Seahawks: Is this the worst offense in football?
Seattle ranked 16th in scoring last season while getting 14 games from Russell Wilson, and while he has his own limitations, he's been one of the most efficient passers in NFL history. Drew Lock ... has not. I'm legitimately worried that Lock could drag Metcalf and Lockett down to the point where they are barely start-able. In fact, there may not be a must-start Fantasy option on this team, especially with their conservative coaching philosophy.
Buccaneers: What can we expect from Chris Godwin?
When healthy, Godwin is a top-12 WR, but we just don't know if or when he's going to be healthy this season. Godwin tore his ACL on Dec. 19, 2021, and while it's possible he'll be ready for Week 1, that would be well ahead of the average return-to-play time for a WR coming off an ACL tear, which is 10-11 months.
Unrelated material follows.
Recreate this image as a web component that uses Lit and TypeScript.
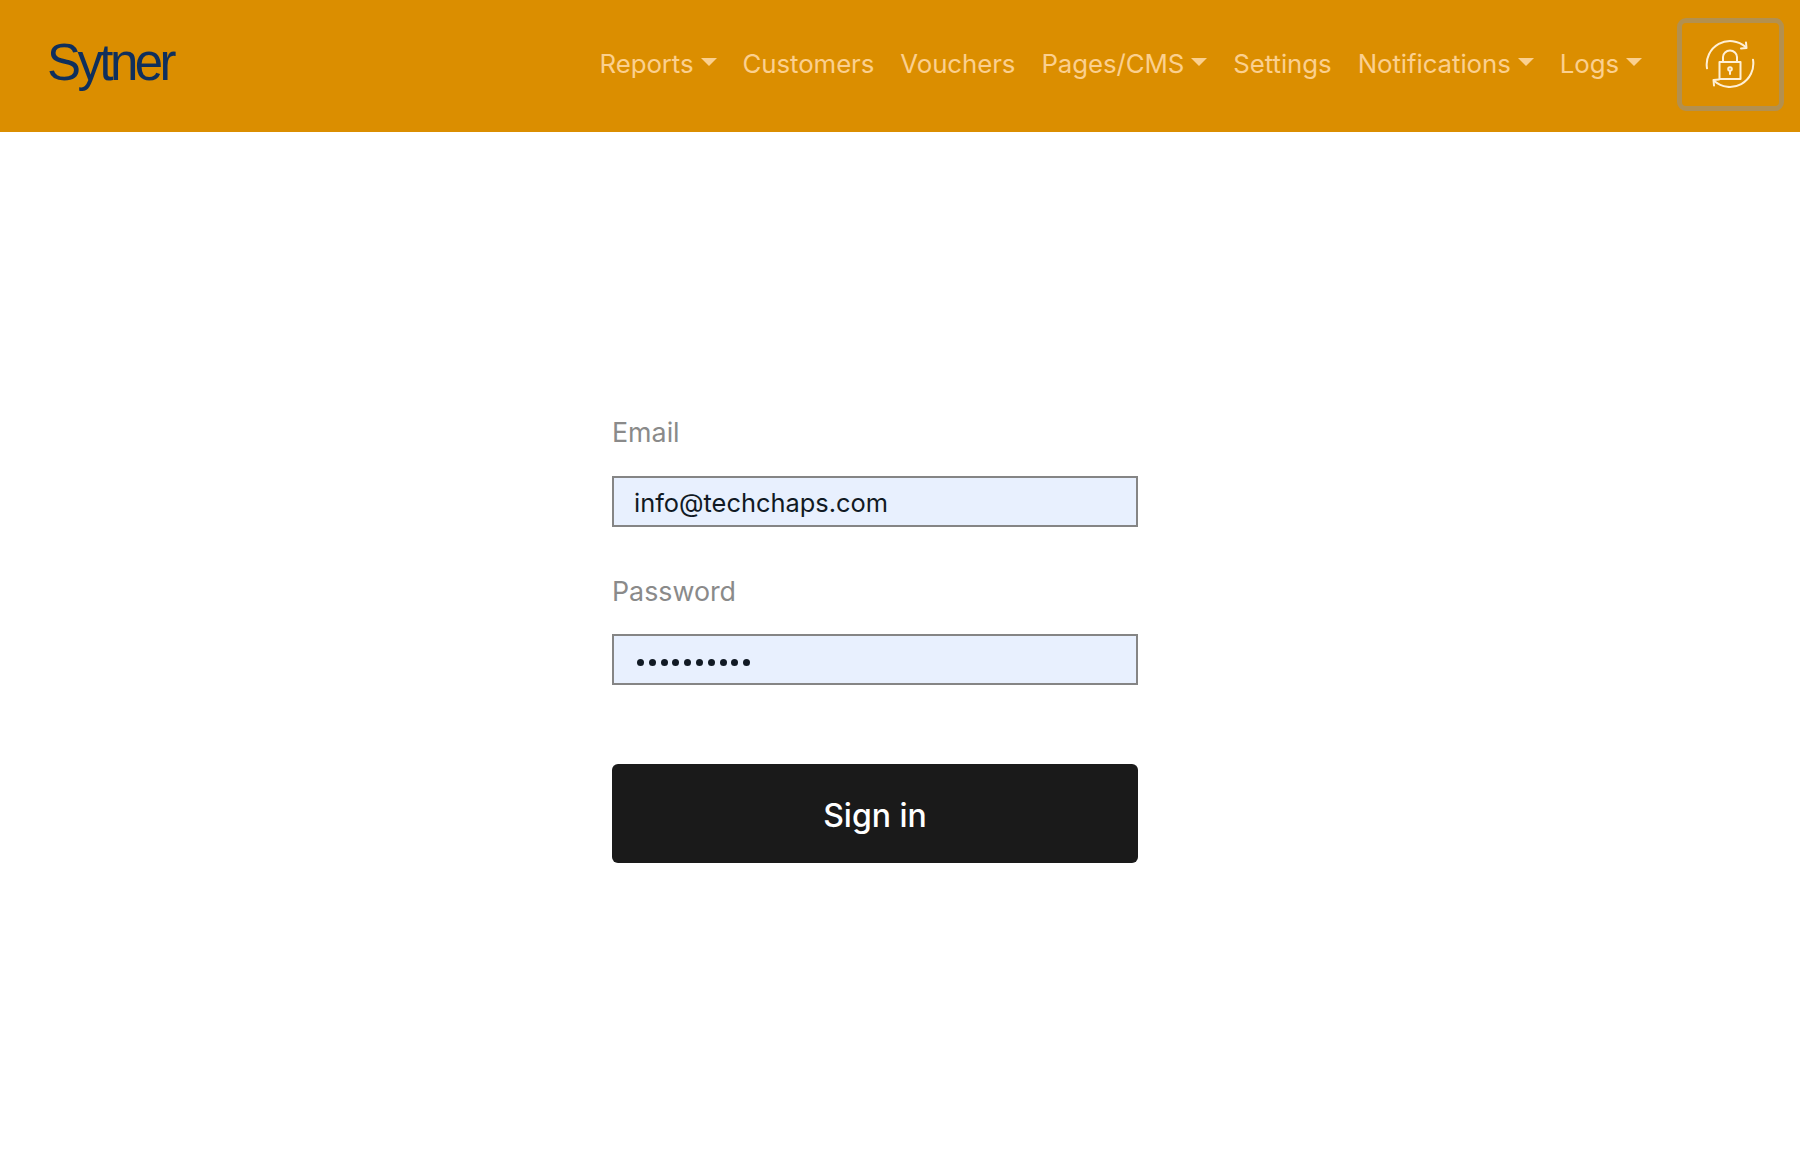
import { LitElement, html, css } from "lit";
import { customElement } from "lit/decorators.js";

const items: [string, boolean][] = [
  ["Reports", true], ["Customers", false], ["Vouchers", false], ["Pages/CMS", true],
  ["Settings", false], ["Notifications", true], ["Logs", true],
];

@customElement("app-root")
export class AppRoot extends LitElement {
  static styles = css`
    :host { display: block; min-height: 1174px; background: #fff; font-family: Inter, "Liberation Sans", sans-serif; }
    .nav { height: 132px; background: #db8e00; display: flex; align-items: center; padding: 0 16px 4px 47px; box-sizing: border-box; }
    .brand { font-family: "Liberation Sans", sans-serif; font-size: 51px; letter-spacing: -3.6px; color: #0f2f5c; line-height: 1; margin-right: auto; position: relative; top: -2px; }
    .links { display: flex; gap: 26px; align-items: center; margin-right: 35px; }
    .link { display: flex; align-items: center; font-size: 25.8px; line-height: 30px; height: 30px; color: #fbd08f; white-space: nowrap; letter-spacing: -0.06px; }
    .caret { width: 0; height: 0; margin-left: 7px; margin-top: -4px; border-top: 8px solid #fbd08f; border-left: 8px solid transparent; border-right: 8px solid transparent; }
    .toggler { width: 107px; height: 93px; box-sizing: border-box; border: 5px solid #b3904f; border-radius: 9px; display: flex; align-items: center; justify-content: center; }
    .toggler svg { display: block; margin-left: -2px; }
    .main { display: flex; justify-content: center; padding-top: 283px; padding-right: 50px; }
    form { width: 526px; display: flex; flex-direction: column; }
    label { font-size: 26.8px; color: #8a8a8a; line-height: 40px; margin-bottom: 21px; position: relative; top: -2px; }
    label:first-child { top: -3px; }
    .input { height: 51px; box-sizing: border-box; background: #e8f0fe; border: 2px solid #858585; display: flex; align-items: center; padding: 1px 0 0 20px; font-size: 25.4px; color: #111a24; margin-bottom: 46px; }
    .dots { display: flex; gap: 4.8px; padding: 5px 0 0 3px; }
    .dots i { width: 7px; height: 7px; border-radius: 50%; background: #111a24; display: block; }
    button { margin-top: 33px; height: 99px; border: 0; border-radius: 6px; background: #1a1a1a; color: #fff; font: 500 32px Inter, "Liberation Sans", sans-serif; padding: 3px 0 0; }
  `;

  render() {
    return html`
      <nav class="nav">
        <div class="brand">Sytner</div>
        <div class="links">
          ${items.map(([t, c]) => html`<span class="link">${t}${c ? html`<span class="caret"></span>` : ""}</span>`)}
        </div>
        <div class="toggler">
          <svg width="50" height="50" viewBox="0 0 50 50" fill="none" stroke="#fff0d6" stroke-width="2" stroke-linecap="round" stroke-linejoin="round">
            <path d="M2 29.3 A23.4 23.4 0 0 1 40.7 8"/>
            <path d="M48 20.7 A23.4 23.4 0 0 1 9.3 42"/>
            <path d="M36 9.5 L41.5 9 L41 3.5"/>
            <path d="M14 40.5 L8.5 41 L9 46.5"/>
            <rect x="14.5" y="23" width="21" height="17"/>
            <path d="M18 23 V18 A7 6.5 0 0 1 32 18 V23"/>
            <circle cx="25" cy="30" r="1.8"/>
            <path d="M25 32 V35"/>
          </svg>
        </div>
      </nav>
      <div class="main">
        <form>
          <label>Email</label>
          <div class="input">info@techchaps.com</div>
          <label>Password</label>
          <div class="input"><div class="dots">${Array.from({ length: 10 }, () => html`<i></i>`)}</div></div>
          <button type="button">Sign in</button>
        </form>
      </div>
    `;
  }
}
That timetable could lead to a lengthy absence in the regular season, plus whatever time it might take to get up to speed. Godwin is one of the players who could make or break countless Fantasy seasons.
Commanders: Is there still a leap left for Antonio Gibson to make?
Gibson was less efficient as a runner than in his rookie season and he didn't improve as a pass-catching option, leading to a somewhat disappointing second season despite finishing as RB8 -- he was RB17 in points per game. Gibson still has the skill set that made him so intriguing the past two seasons, but with J.D. McKissic ultimately returning after a free agency flirtation with Buffalo, it's probably best to view him as an RB2 for Fantasy at this point. That being said, Gibson did see his targets per game jump from 3.0 to 4.6 when McKissic was out last season, so it's not like they're totally unwilling to use him that way. Now that everyone has soured on him, buying Gibson's upside isn't a bad idea.